Museums are often able to produce the best art books, whether in connection with temporary exhibitions or gifts of works. Donatello, Michelangelo, Cellini: Sculptors’ Drawings from Renaissance Italy by Michael W. Cole (Paul Holberton, £35, Spectator Bookshop, £31.50) is the catalogue of a show currently at the Isabella Stewart Gardner Museum in Boston, but will remain of value long after it has closed, because it addresses an important but generally neglected subject with real insight, and never tries to claim to know more than it is possible to know.
Two spectacular recent benefactions to museums could hardly be less alike in their scope. The Thomson Collection at the Art Gallery of Ontario (Paul Holberton, £100, Spectator Bookshop, £90) comprises no fewer than five volumes (Medieval Ivories and Works of Art, Rubens’s Massacre of the Innocents, Canadian Art, Ship Models, and Ken Thomson the Collector), which seemingly range all over the place, but in fact reflect one man’s unique vision.
In contrast, Cubism: The Leonard A. Lauder Collection (Yale, £40, Spectator Bookshop, £35) by Emily Braun and Rebecca Rabinow, published in celebration of its donation to the Metropolitan Museum of Art in New York, reveals just what a ruthlessly focused enterprise it has been, and all the better for it.
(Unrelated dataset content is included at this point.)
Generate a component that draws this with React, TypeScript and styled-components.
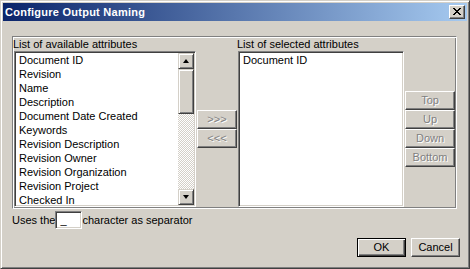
import React from 'react';
import styled, {createGlobalStyle} from 'styled-components';

const GlobalStyle = createGlobalStyle`
  html, body {
    margin: 0;
    padding: 0;
    background: #d4d0c8;
  }
  body {
    font-family: "Liberation Sans", Arial, sans-serif;
    font-size: 11px;
    color: #000;
  }
`

const available = [
    'Document ID',
    'Revision',
    'Name',
    'Description',
    'Document Date Created',
    'Keywords',
    'Revision Description',
    'Revision Owner',
    'Revision Organization',
    'Revision Project',
    'Checked In',
]

const selected = ['Document ID']

const CloseGlyph = () => {
    // classic 8x7 pixel cross
    const rects = []
    for (let i = 0; i < 7; i++) {
        rects.push(<rect key={'a' + i} x={i} y={i} width={2} height={1}/>)
        rects.push(<rect key={'b' + i} x={6 - i} y={i} width={2} height={1}/>)
    }
    return (
        <svg width="8" height="7" viewBox="0 0 8 7" fill="#000" shapeRendering="crispEdges">
            {rects}
        </svg>
    )
}

export default function App() {
    return (
        <>
            <GlobalStyle/>
            <Window>
                <TitleBar>
                    <Title>Configure Output Naming</Title>
                    <CloseButton><CloseGlyph/></CloseButton>
                </TitleBar>
                <Body>
                    <Frame>
                        <Label>List of available attributes</Label>
                        <div/>
                        <Label>List of selected attributes</Label>
                        <div/>

                        <ListBox>
                            <Items>
                                {available.map(a => <Item key={a}>{a}</Item>)}
                            </Items>
                            <ScrollBar>
                                <ScrollButton><Arrow $dir="up"/></ScrollButton>
                                <Thumb/>
                                <Track/>
                                <ScrollButton><Arrow $dir="down"/></ScrollButton>
                            </ScrollBar>
                        </ListBox>

                        <ButtonStack>
                            <Button $disabled $w={40}>&gt;&gt;&gt;</Button>
                            <Button $disabled $w={40}>&lt;&lt;&lt;</Button>
                        </ButtonStack>

                        <ListBox>
                            <Items>
                                {selected.map(a => <Item key={a}>{a}</Item>)}
                            </Items>
                        </ListBox>

                        <ButtonStack>
                            <Button $disabled $w={50}>Top</Button>
                            <Button $disabled $w={50}>Up</Button>
                            <Button $disabled $w={50}>Down</Button>
                            <Button $disabled $w={50}>Bottom</Button>
                        </ButtonStack>
                    </Frame>

                    <SeparatorRow>
                        <span>Uses the</span>
                        <TextBox>_</TextBox>
                        <span>character as separator</span>
                    </SeparatorRow>

                    <Footer>
                        <Button $default $w={49}>OK</Button>
                        <Button $w={49}>Cancel</Button>
                    </Footer>
                </Body>
            </Window>
        </>
    )
}

const Window = styled.div`
  width: 470px;
  height: 269px;
  box-sizing: border-box;
  padding: 2px;
  border: 1px solid;
  border-color: #d4d0c8 #404040 #404040 #d4d0c8;
  box-shadow: inset 1px 1px #fff, inset -1px -1px #808080;
  background: #d4d0c8;
  display: flex;
  flex-direction: column;
`

const TitleBar = styled.div`
  height: 18px;
  display: flex;
  align-items: center;
  justify-content: space-between;
  padding: 0 2px 0 2px;
  background: linear-gradient(to right, #0a246a, #a6caf0);
`

const Title = styled.div`
  color: #fff;
  font-weight: bold;
  font-size: 11px;
  letter-spacing: 0.25px;
  line-height: 18px;
`

const CloseButton = styled.div`
  width: 16px;
  height: 14px;
  box-sizing: border-box;
  border: 1px solid;
  border-color: #fff #404040 #404040 #fff;
  box-shadow: inset -1px -1px #808080;
  background: #d4d0c8;
  display: flex;
  align-items: center;
  justify-content: center;
  padding: 0 0 1px 0;
`

const Body = styled.div`
  flex: 1;
  display: flex;
  flex-direction: column;
  padding: 15px 7px 0 9px;
`

const Frame = styled.div`
  width: 445px;
  box-sizing: border-box;
  border: 1px solid;
  border-color: #808080 #fff #fff #808080;
  box-shadow: inset 1px 1px #fff, inset -1px -1px #808080;
  padding: 1px;
  display: grid;
  grid-template-columns: 182px 40px 166px 50px;
  grid-template-rows: 13px 156px;
  column-gap: 1px;
`

const Label = styled.div`
  line-height: 13px;
  margin-left: -1px;
  white-space: nowrap;
`

const ListBox = styled.div`
  box-sizing: border-box;
  height: 156px;
  border: 1px solid;
  border-color: #808080 #fff #fff #808080;
  box-shadow: inset 1px 1px #404040, inset -1px -1px #d4d0c8;
  padding: 1px;
  background: #fff;
  display: flex;
  overflow: hidden;
`

const Items = styled.div`
  flex: 1;
  overflow: hidden;
  padding-left: 3px;
`

const Item = styled.div`
  height: 14px;
  line-height: 14px;
  white-space: nowrap;
`

const raised = `
  box-sizing: border-box;
  border: 1px solid;
  border-color: #d4d0c8 #404040 #404040 #d4d0c8;
  box-shadow: inset 1px 1px #fff, inset -1px -1px #808080;
  background: #d4d0c8;
`

const ScrollBar = styled.div`
  width: 16px;
  display: flex;
  flex-direction: column;
`

const ScrollButton = styled.div`
  ${raised};
  height: 16px;
  display: flex;
  align-items: center;
  justify-content: center;
`

const Arrow = styled.div<{ $dir: 'up' | 'down' }>`
  width: 0;
  height: 0;
  border-left: 3.5px solid transparent;
  border-right: 3.5px solid transparent;
  ${p => p.$dir === 'up'
    ? 'border-bottom: 4px solid #000;'
    : 'border-top: 4px solid #000;'}
`

const Thumb = styled.div`
  ${raised};
  height: 45px;
`

const Track = styled.div`
  flex: 1;
  background: repeating-conic-gradient(#d4d0c8 0 25%, #fff 0 50%) 0 0 / 2px 2px;
`

const ButtonStack = styled.div`
  align-self: center;
  display: flex;
  flex-direction: column;
`

const Button = styled.div<{ $w: number, $disabled?: boolean, $default?: boolean }>`
  width: ${p => p.$w}px;
  height: 19px;
  box-sizing: border-box;
  border: 1px solid;
  border-color: ${p => p.$default ? '#000' : '#fff #404040 #404040 #fff'};
  box-shadow: ${p => p.$default
    ? 'inset 1px 1px #fff, inset -1px -1px #404040, inset -2px -2px #808080'
    : 'inset -1px -1px #808080'};
  background: #d4d0c8;
  display: flex;
  align-items: center;
  justify-content: center;
  line-height: 17px;
  color: ${p => p.$disabled ? '#808080' : '#000'};
  text-shadow: ${p => p.$disabled ? '1px 1px #fff' : 'none'};
`

const SeparatorRow = styled.div`
  margin-top: 2px;
  display: flex;
  align-items: center;
  height: 18px;
  white-space: nowrap;
`

const TextBox = styled.div`
  width: 27px;
  height: 18px;
  box-sizing: border-box;
  border: 1px solid;
  border-color: #808080 #fff #fff #808080;
  box-shadow: inset 1px 1px #404040, inset -1px -1px #d4d0c8;
  background: #fff;
  padding: 1px 0 0 4px;
  line-height: 14px;
`

const Footer = styled.div`
  margin-top: 9px;
  display: flex;
  justify-content: flex-end;
  gap: 5px;
`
Turning its pages, who could doubt that the decision to limit the collection to the Cubist big four — Picasso, Braque, Léger, and Gris — was a masterstroke?
The offering to round off my 12 books of Christmas is resolutely unseasonal: Sheila R. Canby’s The Shahnama of Shah Tahmasp: The Persian Book of Kings (Yale, £55, Spectator Bookshop, £48) is a gorgeous virtual reassembly of what is without question the supreme masterpiece of Persian book illumination. Likewise originally published by the Met, which owns 78 of the 258 illustrations, this mid-16th-century extravaganza is easily a match for any of its western rivals of the same period, both in terms of its ambition and of its sheer beauty.